- _Given request_
Nothing outside the range is to be copied. From the entries below, reproduce exactly the lines starting at the one with "Emit a single-file" and ending at the one with "</style></head><body>", without pictures.

- _Material to process_
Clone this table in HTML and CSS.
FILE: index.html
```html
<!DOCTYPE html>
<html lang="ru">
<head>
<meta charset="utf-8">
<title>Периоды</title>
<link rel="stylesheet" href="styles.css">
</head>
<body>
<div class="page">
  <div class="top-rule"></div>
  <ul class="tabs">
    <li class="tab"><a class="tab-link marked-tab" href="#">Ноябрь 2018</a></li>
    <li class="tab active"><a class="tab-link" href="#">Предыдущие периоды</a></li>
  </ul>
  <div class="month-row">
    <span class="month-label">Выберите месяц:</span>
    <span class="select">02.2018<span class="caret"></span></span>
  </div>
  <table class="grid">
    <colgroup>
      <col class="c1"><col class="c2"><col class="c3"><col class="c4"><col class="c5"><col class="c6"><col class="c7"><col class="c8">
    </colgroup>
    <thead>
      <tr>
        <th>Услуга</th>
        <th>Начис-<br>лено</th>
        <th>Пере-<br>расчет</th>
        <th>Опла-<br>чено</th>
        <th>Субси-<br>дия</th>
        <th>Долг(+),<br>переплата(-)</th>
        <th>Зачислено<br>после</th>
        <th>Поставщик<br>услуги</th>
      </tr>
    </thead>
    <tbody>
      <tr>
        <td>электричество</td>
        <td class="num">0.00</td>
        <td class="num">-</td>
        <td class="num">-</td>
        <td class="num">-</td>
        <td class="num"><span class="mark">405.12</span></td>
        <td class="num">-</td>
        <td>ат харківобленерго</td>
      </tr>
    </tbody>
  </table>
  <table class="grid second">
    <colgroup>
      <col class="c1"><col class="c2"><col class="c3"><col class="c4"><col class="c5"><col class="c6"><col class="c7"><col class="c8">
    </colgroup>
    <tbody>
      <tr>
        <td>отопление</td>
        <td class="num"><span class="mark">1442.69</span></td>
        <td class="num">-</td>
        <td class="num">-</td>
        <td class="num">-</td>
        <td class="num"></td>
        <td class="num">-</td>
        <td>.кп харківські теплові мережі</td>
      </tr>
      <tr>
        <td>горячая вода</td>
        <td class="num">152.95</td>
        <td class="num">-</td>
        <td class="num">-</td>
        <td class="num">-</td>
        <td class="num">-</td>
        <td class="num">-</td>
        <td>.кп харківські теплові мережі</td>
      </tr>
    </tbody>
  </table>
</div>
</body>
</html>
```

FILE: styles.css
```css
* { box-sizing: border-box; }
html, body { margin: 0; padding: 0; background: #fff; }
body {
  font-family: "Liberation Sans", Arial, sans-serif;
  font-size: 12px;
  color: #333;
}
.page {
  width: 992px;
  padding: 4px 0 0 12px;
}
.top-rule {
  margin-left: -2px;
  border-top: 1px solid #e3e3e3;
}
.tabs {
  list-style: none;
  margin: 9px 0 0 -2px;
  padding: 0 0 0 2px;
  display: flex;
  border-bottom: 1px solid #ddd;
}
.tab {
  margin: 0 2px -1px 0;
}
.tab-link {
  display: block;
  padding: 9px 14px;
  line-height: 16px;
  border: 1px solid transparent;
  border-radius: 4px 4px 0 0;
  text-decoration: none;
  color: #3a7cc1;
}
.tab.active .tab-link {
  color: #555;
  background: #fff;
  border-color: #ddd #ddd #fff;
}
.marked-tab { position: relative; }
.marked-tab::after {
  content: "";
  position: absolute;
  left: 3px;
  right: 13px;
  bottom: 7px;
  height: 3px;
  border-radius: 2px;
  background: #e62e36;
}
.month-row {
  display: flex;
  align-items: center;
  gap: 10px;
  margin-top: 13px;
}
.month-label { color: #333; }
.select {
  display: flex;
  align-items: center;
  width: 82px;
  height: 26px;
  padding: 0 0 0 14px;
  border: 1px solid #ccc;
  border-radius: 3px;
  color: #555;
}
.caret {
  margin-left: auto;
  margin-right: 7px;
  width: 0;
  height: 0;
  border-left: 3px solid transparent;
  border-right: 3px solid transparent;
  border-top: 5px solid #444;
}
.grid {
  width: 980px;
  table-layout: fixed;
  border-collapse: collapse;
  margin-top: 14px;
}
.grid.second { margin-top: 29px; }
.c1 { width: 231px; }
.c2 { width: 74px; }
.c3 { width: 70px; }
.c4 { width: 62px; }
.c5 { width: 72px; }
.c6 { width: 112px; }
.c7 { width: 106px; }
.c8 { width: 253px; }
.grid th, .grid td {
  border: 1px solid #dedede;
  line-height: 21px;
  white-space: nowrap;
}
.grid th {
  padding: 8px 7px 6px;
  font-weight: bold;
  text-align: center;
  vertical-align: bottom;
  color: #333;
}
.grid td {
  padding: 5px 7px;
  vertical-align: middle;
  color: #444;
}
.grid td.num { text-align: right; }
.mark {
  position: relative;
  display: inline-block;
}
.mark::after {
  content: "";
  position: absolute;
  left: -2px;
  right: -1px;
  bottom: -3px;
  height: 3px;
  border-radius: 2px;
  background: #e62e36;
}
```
---
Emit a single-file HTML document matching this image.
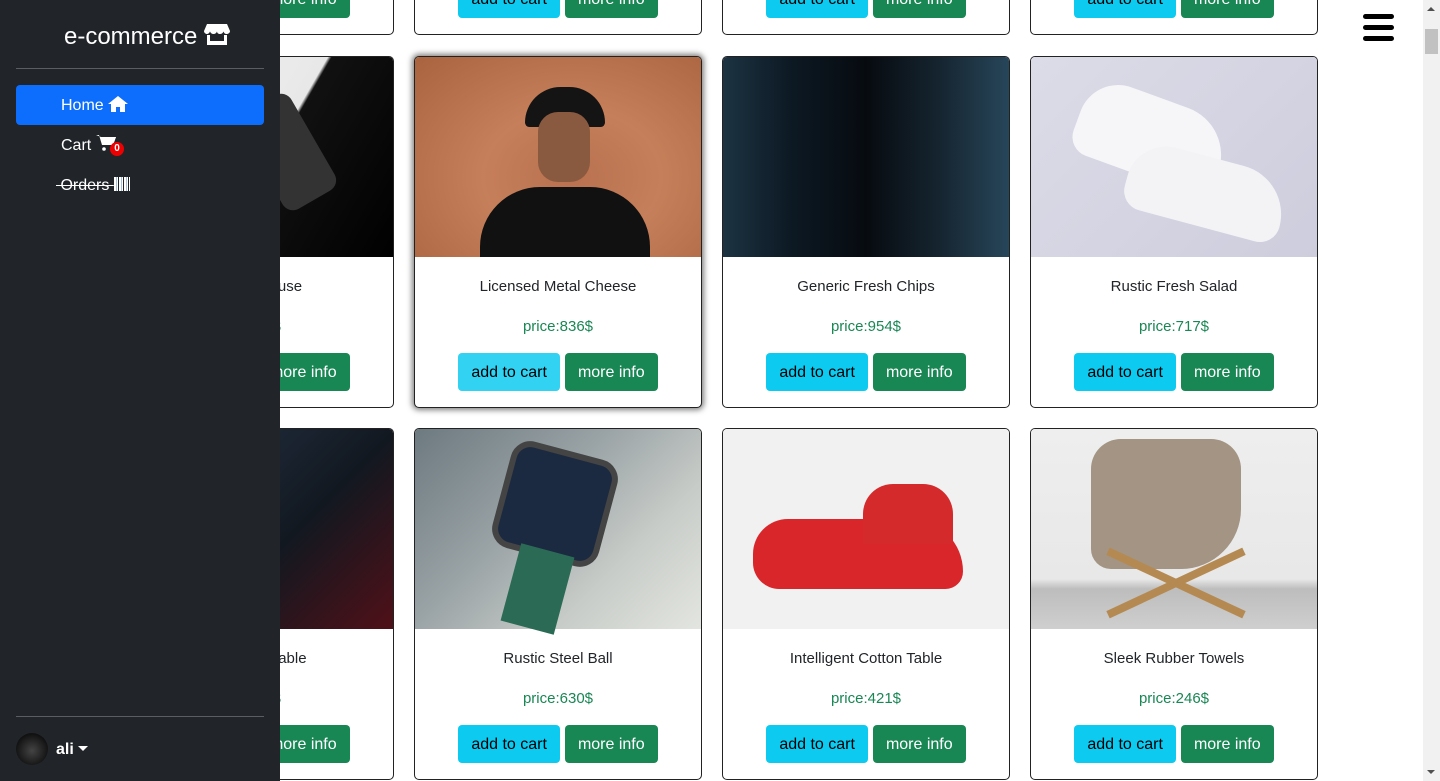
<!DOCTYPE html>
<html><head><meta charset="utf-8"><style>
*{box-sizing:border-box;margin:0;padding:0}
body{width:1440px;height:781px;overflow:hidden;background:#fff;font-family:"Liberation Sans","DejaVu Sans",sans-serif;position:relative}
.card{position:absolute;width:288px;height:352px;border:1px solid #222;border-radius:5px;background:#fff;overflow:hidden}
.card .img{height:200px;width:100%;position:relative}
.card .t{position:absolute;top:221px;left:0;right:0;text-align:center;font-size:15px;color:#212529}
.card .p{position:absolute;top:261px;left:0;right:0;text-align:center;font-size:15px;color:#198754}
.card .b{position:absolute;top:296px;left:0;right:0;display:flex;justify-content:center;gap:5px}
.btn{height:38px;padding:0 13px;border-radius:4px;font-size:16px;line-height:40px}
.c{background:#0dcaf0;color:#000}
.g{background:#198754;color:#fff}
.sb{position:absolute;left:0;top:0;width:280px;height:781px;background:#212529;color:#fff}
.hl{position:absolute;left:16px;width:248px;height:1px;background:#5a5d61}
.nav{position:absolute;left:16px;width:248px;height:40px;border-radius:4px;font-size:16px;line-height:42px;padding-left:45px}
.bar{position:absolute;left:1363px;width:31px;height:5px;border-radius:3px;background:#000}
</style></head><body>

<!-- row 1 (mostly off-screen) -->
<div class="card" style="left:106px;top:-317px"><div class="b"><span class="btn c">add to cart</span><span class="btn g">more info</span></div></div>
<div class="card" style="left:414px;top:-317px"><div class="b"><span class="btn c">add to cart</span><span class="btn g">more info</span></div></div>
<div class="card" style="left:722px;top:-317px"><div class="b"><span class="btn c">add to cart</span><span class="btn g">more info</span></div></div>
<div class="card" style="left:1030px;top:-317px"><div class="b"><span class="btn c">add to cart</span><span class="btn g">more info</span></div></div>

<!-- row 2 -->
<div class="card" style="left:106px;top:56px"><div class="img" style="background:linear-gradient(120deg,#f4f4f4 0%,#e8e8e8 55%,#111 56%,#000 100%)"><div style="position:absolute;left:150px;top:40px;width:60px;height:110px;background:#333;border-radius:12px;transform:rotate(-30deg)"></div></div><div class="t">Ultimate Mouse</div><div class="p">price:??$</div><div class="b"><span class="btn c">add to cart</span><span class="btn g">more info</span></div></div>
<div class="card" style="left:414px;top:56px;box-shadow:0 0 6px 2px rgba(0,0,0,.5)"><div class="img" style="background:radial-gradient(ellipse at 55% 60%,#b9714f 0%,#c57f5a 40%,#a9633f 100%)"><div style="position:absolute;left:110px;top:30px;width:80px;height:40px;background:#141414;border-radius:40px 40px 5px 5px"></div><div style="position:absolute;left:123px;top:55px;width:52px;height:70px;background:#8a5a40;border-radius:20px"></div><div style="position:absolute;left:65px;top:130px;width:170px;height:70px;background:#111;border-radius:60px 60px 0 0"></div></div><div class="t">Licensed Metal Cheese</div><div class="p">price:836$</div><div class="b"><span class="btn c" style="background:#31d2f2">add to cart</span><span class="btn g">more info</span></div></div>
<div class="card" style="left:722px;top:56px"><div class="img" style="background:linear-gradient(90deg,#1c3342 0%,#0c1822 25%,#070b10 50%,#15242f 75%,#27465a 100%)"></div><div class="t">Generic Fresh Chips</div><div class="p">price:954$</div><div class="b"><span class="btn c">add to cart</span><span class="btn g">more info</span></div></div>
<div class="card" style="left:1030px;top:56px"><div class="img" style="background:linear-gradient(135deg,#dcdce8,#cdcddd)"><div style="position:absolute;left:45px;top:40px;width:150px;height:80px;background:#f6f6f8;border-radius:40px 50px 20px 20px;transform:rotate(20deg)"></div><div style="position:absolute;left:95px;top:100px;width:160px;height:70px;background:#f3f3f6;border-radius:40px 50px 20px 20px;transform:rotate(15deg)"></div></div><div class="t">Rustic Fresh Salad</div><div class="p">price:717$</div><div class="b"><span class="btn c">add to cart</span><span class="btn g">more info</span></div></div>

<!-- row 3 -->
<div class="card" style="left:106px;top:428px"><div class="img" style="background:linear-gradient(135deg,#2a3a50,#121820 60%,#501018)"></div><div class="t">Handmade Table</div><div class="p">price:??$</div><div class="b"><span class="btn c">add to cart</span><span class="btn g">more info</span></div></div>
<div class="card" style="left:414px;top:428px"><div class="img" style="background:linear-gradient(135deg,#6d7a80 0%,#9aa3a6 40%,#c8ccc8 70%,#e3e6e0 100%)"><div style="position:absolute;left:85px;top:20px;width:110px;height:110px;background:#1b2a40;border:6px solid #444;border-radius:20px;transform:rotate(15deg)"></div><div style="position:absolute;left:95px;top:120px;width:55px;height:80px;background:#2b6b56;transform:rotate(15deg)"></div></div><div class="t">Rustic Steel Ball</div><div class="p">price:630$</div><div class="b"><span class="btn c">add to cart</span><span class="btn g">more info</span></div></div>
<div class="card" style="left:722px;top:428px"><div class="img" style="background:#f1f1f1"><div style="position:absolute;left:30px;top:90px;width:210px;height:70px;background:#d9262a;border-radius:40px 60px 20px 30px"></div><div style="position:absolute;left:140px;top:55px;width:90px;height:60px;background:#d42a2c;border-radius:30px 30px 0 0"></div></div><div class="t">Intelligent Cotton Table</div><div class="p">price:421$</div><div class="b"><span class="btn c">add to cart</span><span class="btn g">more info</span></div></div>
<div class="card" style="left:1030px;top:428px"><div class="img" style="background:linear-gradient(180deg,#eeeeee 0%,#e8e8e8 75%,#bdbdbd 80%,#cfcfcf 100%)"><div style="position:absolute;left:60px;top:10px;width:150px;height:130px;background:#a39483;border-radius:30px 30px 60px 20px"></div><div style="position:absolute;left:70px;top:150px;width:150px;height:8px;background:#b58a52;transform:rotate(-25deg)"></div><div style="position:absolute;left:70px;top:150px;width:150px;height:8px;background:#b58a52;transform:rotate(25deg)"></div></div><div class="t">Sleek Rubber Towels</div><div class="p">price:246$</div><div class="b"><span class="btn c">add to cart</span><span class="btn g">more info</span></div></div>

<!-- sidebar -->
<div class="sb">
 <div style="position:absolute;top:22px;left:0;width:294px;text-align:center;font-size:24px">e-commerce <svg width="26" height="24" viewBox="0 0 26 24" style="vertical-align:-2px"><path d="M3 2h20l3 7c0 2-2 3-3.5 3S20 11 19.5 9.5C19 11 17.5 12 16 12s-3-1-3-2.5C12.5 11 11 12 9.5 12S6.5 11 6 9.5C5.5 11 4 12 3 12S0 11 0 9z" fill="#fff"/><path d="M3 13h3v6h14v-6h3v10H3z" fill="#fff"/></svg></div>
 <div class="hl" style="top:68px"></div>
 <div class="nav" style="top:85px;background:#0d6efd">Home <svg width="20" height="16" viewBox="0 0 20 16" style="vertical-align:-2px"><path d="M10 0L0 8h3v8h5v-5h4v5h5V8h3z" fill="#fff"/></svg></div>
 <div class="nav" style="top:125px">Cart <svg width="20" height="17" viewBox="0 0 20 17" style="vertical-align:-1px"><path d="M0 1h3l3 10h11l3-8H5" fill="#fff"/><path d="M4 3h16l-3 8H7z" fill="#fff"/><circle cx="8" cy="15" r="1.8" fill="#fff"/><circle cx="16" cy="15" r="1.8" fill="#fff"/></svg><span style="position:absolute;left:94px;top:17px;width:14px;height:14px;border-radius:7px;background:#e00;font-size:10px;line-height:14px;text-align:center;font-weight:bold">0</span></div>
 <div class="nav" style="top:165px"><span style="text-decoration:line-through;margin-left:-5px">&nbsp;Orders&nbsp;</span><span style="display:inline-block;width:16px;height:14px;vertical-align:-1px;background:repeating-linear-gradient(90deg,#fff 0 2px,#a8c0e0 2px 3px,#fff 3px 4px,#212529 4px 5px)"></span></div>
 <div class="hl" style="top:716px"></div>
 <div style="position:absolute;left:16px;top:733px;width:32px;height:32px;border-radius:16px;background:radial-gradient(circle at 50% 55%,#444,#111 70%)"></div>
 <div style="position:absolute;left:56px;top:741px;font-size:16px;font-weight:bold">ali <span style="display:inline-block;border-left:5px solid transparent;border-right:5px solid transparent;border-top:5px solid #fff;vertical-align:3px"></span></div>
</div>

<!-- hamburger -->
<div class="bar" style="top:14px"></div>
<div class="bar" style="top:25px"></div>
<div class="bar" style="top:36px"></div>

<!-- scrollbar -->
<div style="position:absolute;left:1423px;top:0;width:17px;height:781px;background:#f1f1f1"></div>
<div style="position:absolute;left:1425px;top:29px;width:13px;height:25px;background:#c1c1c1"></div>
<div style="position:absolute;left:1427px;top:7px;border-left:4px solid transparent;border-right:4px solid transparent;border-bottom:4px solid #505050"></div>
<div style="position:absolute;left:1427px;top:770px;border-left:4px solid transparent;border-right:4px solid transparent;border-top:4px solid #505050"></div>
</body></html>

- _Output of the exercise_
Emit a single-file HTML document matching this image.
<!DOCTYPE html>
<html><head><meta charset="utf-8"><style>
*{box-sizing:border-box;margin:0;padding:0}
body{width:1440px;height:781px;overflow:hidden;background:#fff;font-family:"Liberation Sans","DejaVu Sans",sans-serif;position:relative}
.card{position:absolute;width:288px;height:352px;border:1px solid #222;border-radius:5px;background:#fff;overflow:hidden}
.card .img{height:200px;width:100%;position:relative}
.card .t{position:absolute;top:221px;left:0;right:0;text-align:center;font-size:15px;color:#212529}
.card .p{position:absolute;top:261px;left:0;right:0;text-align:center;font-size:15px;color:#198754}
.card .b{position:absolute;top:296px;left:0;right:0;display:flex;justify-content:center;gap:5px}
.btn{height:38px;padding:0 13px;border-radius:4px;font-size:16px;line-height:40px}
.c{background:#0dcaf0;color:#000}
.g{background:#198754;color:#fff}
.sb{position:absolute;left:0;top:0;width:280px;height:781px;background:#212529;color:#fff}
.hl{position:absolute;left:16px;width:248px;height:1px;background:#5a5d61}
.nav{position:absolute;left:16px;width:248px;height:40px;border-radius:4px;font-size:16px;line-height:42px;padding-left:45px}
.bar{position:absolute;left:1363px;width:31px;height:5px;border-radius:3px;background:#000}
</style></head><body>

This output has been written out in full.